Overall, the Auckland theatrical year was strong and diverse; in a word, healthy. Even if Menopause the Musical is still running.
by Natasha Hay
Wellington
The play may be the thing “to catch the conscience of the king”, but theatre this year in Wellington has only intermittently caught the public’s conscience, imagination or anything else. Ray Henwood and Jason Whyte were both terrific in A Number, Caryl Churchill’s chilling two-hander about cloning, but they mostly played to tiny houses. Malcolm Murray, Carol Smith and Heather O’Carroll gave equally arresting performances in Martin Crimp’s anti-pastoral The Country, but again the public stayed away in droves. Even the unashamedly local and hilarious The Underarm struggled to put runs on the board. Some blame it on marketing, others on rugby.

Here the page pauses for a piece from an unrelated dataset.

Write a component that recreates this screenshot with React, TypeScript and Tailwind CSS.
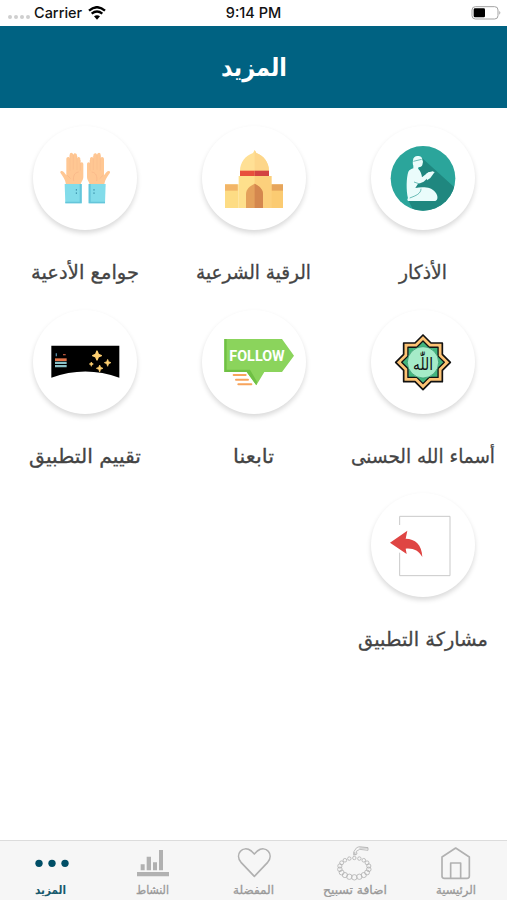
import type { ReactNode } from "react";

const STAR =
  "0,-82 24,-58 58,-58 58,-24 82,0 58,24 58,58 24,58 0,82 -24,58 -58,58 -58,24 -82,0 -58,-24 -58,-58 -24,-58";

function PrayerIcon() {
  return (
    <svg viewBox="33 18 312 312" className="size-full">
      <defs>
        <clipPath id="disc">
          <circle cx="189" cy="175" r="97" />
        </clipPath>
      </defs>
      <circle cx="189" cy="175" r="97" fill="#2ba59b" />
      <path clipPath="url(#disc)" d="M187 115l102 92v80H168l-22-44 30-90z" fill="#1f877f" />
      <path d="M159 121c0-9 7-14 16-13 7 0 12 5 12 11l2 6-2 10c-2 5-7 7-11 6l-2 5c8 6 11 17 12 26l19-15 15-3-7 11-22 20-18 8-7 11c20-4 49-4 60 13 10 13 7 24 0 26h-82c-2-3-3-6 0-8-6-24-5-62 1-80 4-6 9-8 15-10v-8c-2-4-2-10-1-16z" fill="#eafcfb" />
      <path d="M183 206c0 15-15 21-34 28M160 124l25-6M162 186l20 7" fill="none" stroke="#2b9c94" strokeWidth="2" />
      <path d="M198 162c9-6 19-8 26-6l-13 18-10 7z" fill="#eafcfb" />
    </svg>
  );
}

function MosqueIcon() {
  return (
    <svg viewBox="36 18 312 312" className="size-full">
      <path d="M105 193h41v71h-41z" fill="#fddc84" />
      <path d="M105 193h38v19h-38z" fill="#f2b568" />
      <path d="M241 193h38v71h-38z" fill="#fbcb72" />
      <path d="M244 193h35v19h-35z" fill="#e6a55c" />
      <path d="M194 90l-5 9c-23 8-39 28-39 54v16h87v-16c0-26-16-46-38-54z" fill="#ffe095" />
      <path d="M194 90v79h43v-16c0-26-16-46-38-54z" fill="#fdd68a" />
      <path d="M146 168h97v96h-97z" fill="#fee08c" />
      <path d="M194 168h51v96h-51z" fill="#fcd07c" />
      <path d="M150 152h44v16h-44z" fill="#e84f3d" />
      <path d="M194 152h43v16h-43z" fill="#d34242" />
      <path d="M168 264v-42c0-14 11-24 26-31 14 7 25 17 25 31v42z" fill="#e4a15b" />
      <path d="M194 191c14 7 25 17 25 31v42h-25z" fill="#d4874e" />
    </svg>
  );
}

function Hand() {
  return (
    <g>
      <path d="M138 194c-1-11-5-19-17-36-1-6 6-7 11-1l7 9v-49c0-8 10-8 10-1v-11c0-8 9-9 11 0 1-8 11-6 11 2v9c1-7 10-6 10 1v12c4-4 9-2 9 4v37c0 11-7 15-8 24z" fill="#ffc793" />
      <path d="M150 106v46M160 103v46M171 108v42M181 120v32" stroke="#f9b98a" strokeWidth="1.4" />
      <path d="M176 156c-14 2-17 14-15 27M142 166l10 10" stroke="#f5b084" strokeWidth="1.6" fill="none" />
      <path d="M134 192h51v58h-49z" fill="#82dcea" />
      <path d="M179 192h6v58h-6zM136 245h49v5h-49z" fill="#65c5da" />
      <path d="M169 207v5m0 5v5" stroke="#3a91a9" strokeWidth="3" />
    </g>
  );
}

function HandsIcon() {
  return (
    <svg viewBox="39 18 312 312" className="size-full">
      <Hand />
      <g transform="matrix(-1 0 0 1 391 0)">
        <Hand />
      </g>
    </svg>
  );
}

function NamesIcon() {
  return (
    <svg viewBox="78 13 312 312" className="size-full">
      <g transform="translate(234 170)" strokeLinejoin="round">
        <polygon points={STAR} fill="#fdc374" stroke="#111" strokeWidth="5" />
        <polygon points={STAR} transform="scale(.78)" fill="#42b57d" stroke="#111" strokeWidth="5" />
        <circle r="47" fill="#a5ebc8" stroke="#2f8f66" strokeWidth="2" />
        <text
          y="22"
          textAnchor="middle"
          textLength="60"
          lengthAdjust="spacingAndGlyphs"
          fontSize="50"
          fontFamily="DejaVu Sans"
          fill="#111"
        >
          اللّٰه
        </text>
      </g>
    </svg>
  );
}

function FollowIcon() {
  return (
    <svg viewBox="36 13 312 312" className="size-full">
      <path d="M103 100h173l36 50-36 49h-53l-24 40-29-40h-67z" fill="#8bd45c" />
      <path d="M103 100h7v92h70l21 36-2 11-29-40h-67z" fill="#6fc044" />
      <path d="M131 208h36M138 222h36M145 236h39" stroke="#f7a45c" strokeWidth="6" strokeLinecap="round" />
      <text
        x="201"
        y="165"
        textAnchor="middle"
        textLength="166"
        lengthAdjust="spacingAndGlyphs"
        fontSize="43"
        fontWeight="700"
        fontFamily="Roboto"
        fill="#fff"
      >
        FOLLOW
      </text>
    </svg>
  );
}

function RateIcon() {
  return (
    <svg viewBox="39 13 312 312" className="size-full">
      <path d="M94 120h204v96q-102-37-204 0z" fill="#000" />
      <path d="M105 158h35v8h-35z" fill="#e57449" />
      <path d="M105 168h35v7h-35zM105 178h35v7h-35z" fill="#8cc2c8" />
      <path d="M109 143v9" stroke="#5286a0" strokeWidth="4" />
      <path d="M129 147h8" stroke="#b15239" strokeWidth="4" />
      <g fill="#ffd071" stroke="#ffd071" strokeWidth="2" strokeLinejoin="round">
        <path d="M231 136l4 10 9 4-9 4-4 9-4-9-9-4 9-4z" strokeWidth="4" />
        <path d="M263 161l3 7 7 3-7 3-3 8-3-8-7-3 7-3z" />
        <path d="M214 169l2 4 4 2-4 2-2 5-2-5-4-2 4-2z" />
        <path d="M239 178l3 7 7 3-7 3-3 8-3-8-7-3 7-3z" />
      </g>
    </svg>
  );
}

function ShareIcon() {
  return (
    <svg viewBox="78 22 312 312" className="size-full">
      <path d="M164 118V92h151v178H164v-69" fill="none" stroke="#c9c9c9" strokeWidth="3" />
      <path d="M135 171l52-36-5 24c28 0 49 18 50 55-11-19-26-27-50-25l3 16z" fill="#df4543" />
    </svg>
  );
}

const items: { label: string; icon: ReactNode; size: string }[] = [
  { label: "الأذكار", icon: <PrayerIcon />, size: "w-[48px]" },
  { label: "الرقية الشرعية", icon: <MosqueIcon />, size: "w-[115px]" },
  { label: "جوامع الأدعية", icon: <HandsIcon />, size: "w-[108px]" },
  { label: "أسماء الله الحسنى", icon: <NamesIcon />, size: "w-[144px]" },
  { label: "تابعنا", icon: <FollowIcon />, size: "w-[41px]" },
  { label: "تقييم التطبيق", icon: <RateIcon />, size: "w-[112px]" },
  { label: "مشاركة التطبيق", icon: <ShareIcon />, size: "w-[130px]" },
];

const beads = Array.from({ length: 18 }, (_, i) => {
  const angle = -Math.PI / 2 + (i * Math.PI * 2) / 18;
  return { x: 313 + Math.cos(angle) * 44, y: 98 + Math.sin(angle) * 29, r: 6.6 + Math.sin(angle) * 1.5 };
});

const tabs: { label: string; icon: ReactNode; active?: boolean; size: string }[] = [
  {
    label: "الرئيسية",
    size: "w-[40px]",
    icon: (
      <svg viewBox="559 24 120 120" className="size-10" fill="none" stroke="#b1b1b1" strokeWidth="5" strokeLinejoin="round">
        <path d="M577 66l41-27 41 27v57q0 7-7 7h-68q-7 0-7-7z" />
        <path d="M603 130V84h30v46" />
      </svg>
    ),
  },
  {
    label: "اضافة تسبيح",
    size: "w-[64px]",
    icon: (
      <svg viewBox="255 24 120 120" className="size-10" fill="none" stroke="#b0b0b0" strokeWidth="2.4">
        {beads.map((b) => (
          <circle key={`${b.x}-${b.y}`} cx={b.x} cy={b.y} r={b.r} />
        ))}
        <path d="M312 62V49l8-11 8-3 26 3v8l-25-3-10 6 2 8-6 3M328 39h26M309 54h8M310 58h8" />
      </svg>
    ),
  },
  {
    label: "المفضلة",
    size: "w-[41px]",
    icon: (
      <svg viewBox="700 24 120 120" className="size-10" fill="none" stroke="#b1b1b1" strokeWidth="5" strokeLinejoin="round">
        <path d="M761 124l-40-42c-20-24 5-53 31-34l9 9 9-9c26-19 51 10 31 34z" />
      </svg>
    ),
  },
  {
    label: "النشاط",
    size: "w-[33px]",
    icon: (
      <svg viewBox="396 24 120 120" className="size-10" fill="#b1b1b1">
        <path d="M411 111h96v13h-96zM422 88h12v18h-12zM440 65h13v41h-13zM459 82h12v24h-12zM477 45h12v61h-12z" />
      </svg>
    ),
  },
  {
    label: "المزيد",
    active: true,
    size: "w-[31px]",
    icon: (
      <svg viewBox="92 24 120 120" className="size-10" fill="#004e66">
        <circle cx="116" cy="85" r="11" />
        <circle cx="155" cy="85" r="11" />
        <circle cx="194" cy="85" r="11" />
      </svg>
    ),
  },
];

// Keeps the Arabic letters joined while the word fills its box.
function Label({ text, className, fontSize, bold }: { text: string; className: string; fontSize: number; bold?: boolean }) {
  return (
    <svg className={`h-8 overflow-visible ${className}`} direction="rtl">
      <text
        x="50%"
        y="21"
        textAnchor="middle"
        textLength="100%"
        lengthAdjust="spacingAndGlyphs"
        fontSize={fontSize}
        fontWeight={bold ? 700 : 400}
        fontFamily="'DejaVu Sans', sans-serif"
        fill="currentColor"
        stroke="currentColor"
        strokeWidth={bold ? 0 : 0.3}
      >
        {text}
      </text>
    </svg>
  );
}

function StatusBar() {
  return (
    <div className="grid h-[26px] grid-cols-3 items-center bg-white px-2 font-['Inter',sans-serif] text-[14.5px] font-medium text-[#111]">
      <div className="flex items-center">
        <div className="mt-2 flex gap-[2px]">
          {[0, 1, 2, 3].map((n) => (
            <span key={n} className="size-[4px] rounded-full bg-[#cfcfcf]" />
          ))}
        </div>
        <span className="ml-1">Carrier</span>
        <svg viewBox="0 0 54 42" className="ml-[6px] h-[14px] w-[18px]">
          <path d="M3 14q24-21 48 0M11 23q16-13 32 0" fill="none" stroke="#000" strokeWidth="7" />
          <path d="M18 31q9-7 18 0l-9 10z" fill="#000" />
        </svg>
      </div>
      <span className="text-center whitespace-nowrap">9:14 PM</span>
      <svg viewBox="0 0 90 42" className="-mr-[2px] h-[14px] w-[30px] justify-self-end">
        <rect x="3" y="2" width="78" height="37" rx="10" fill="none" stroke="#a3a3a3" strokeWidth="3" />
        <rect x="8" y="7" width="34" height="27" rx="4" fill="#000" />
        <path d="M85 15q6 5 0 11z" fill="#a3a3a3" />
      </svg>
    </div>
  );
}

export default function App() {
  return (
    <div className="flex h-[900px] w-[507px] flex-col overflow-hidden bg-white">
      <StatusBar />
      <header className="flex h-[82px] items-center justify-center bg-[#006282] pt-2 text-white">
        <Label text="المزيد" className="w-[66px]" fontSize={25} bold />
      </header>

      <main dir="rtl" className="grid flex-1 auto-rows-[183.5px] grid-cols-3 pt-[18px]">
        {items.map((item) => (
          <div key={item.label} className="flex flex-col items-center text-[#444]">
            <div className="size-[104px] rounded-full bg-white shadow-[0_3px_5px_rgba(0,0,0,0.15)]">{item.icon}</div>
            <div className="mt-[28px]">
              <Label text={item.label} className={item.size} fontSize={19.5} />
            </div>
          </div>
        ))}
      </main>

      <nav dir="rtl" className="grid h-[60px] grid-cols-5 border-t border-[#dcdcdc] bg-[#f6f6f6] pt-[2px]">
        {tabs.map((tab) => (
          <div key={tab.label} className={`flex flex-col items-center ${tab.active ? "text-[#17596d]" : "text-[#999]"}`}>
            {tab.icon}
            <div className="-mt-[10px]">
              <Label text={tab.label} className={tab.size} fontSize={11.5} bold={tab.active} />
            </div>
          </div>
        ))}
      </nav>
    </div>
  );
}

I blame it on the bossa nova. One of the year’s biggest hits was undoubtedly the Downstage production of Alison Quigan’s Mum’s Choir. Why this likeable but thinly plotted singalong should have packed them in, when Ken Duncum’s latest tour de force, Picture Perfect, didn’t, is one of the deeper mysteries. Perhaps Duncum should try his hand at musicals, since another popular success was Paul Jenden’s Troy: The Musical (original composition, Gareth Farr). We seemed to take forever to reach the siege itself, but mercifully Lyndee-Jane Rutherford would totter on from time to time as Cassandra, enunciating in Cohenesque tones: “Die! Die! Die!” Roger Hall’s Aladdin was much more irresistible, with catchy tunes, good genre twists and a wonderful Widow Twankey in Julian Wilson. Best topical joke: “What’s so magic about Feltex?” “Made my job disappear.”
Bats as usual offered some bizarre delights. None more so than Jade Eriksen’s Arcane. The programme encouraged us to approach the production as a kind of riddle. Fortified with mead, we duly climbed up a ladder and were imprisoned for a while inside a narrow passage (womb? honeycomb?), full of buzzing. Later, for half an hour or so, we watched a woman (queen bee?) very, very slowly revolve while other women in a shadowy 1960s kitchen performed dronelike household tasks. This, as a friend pointed out, could have been entitled Zen and the Art of Beehive Maintenance.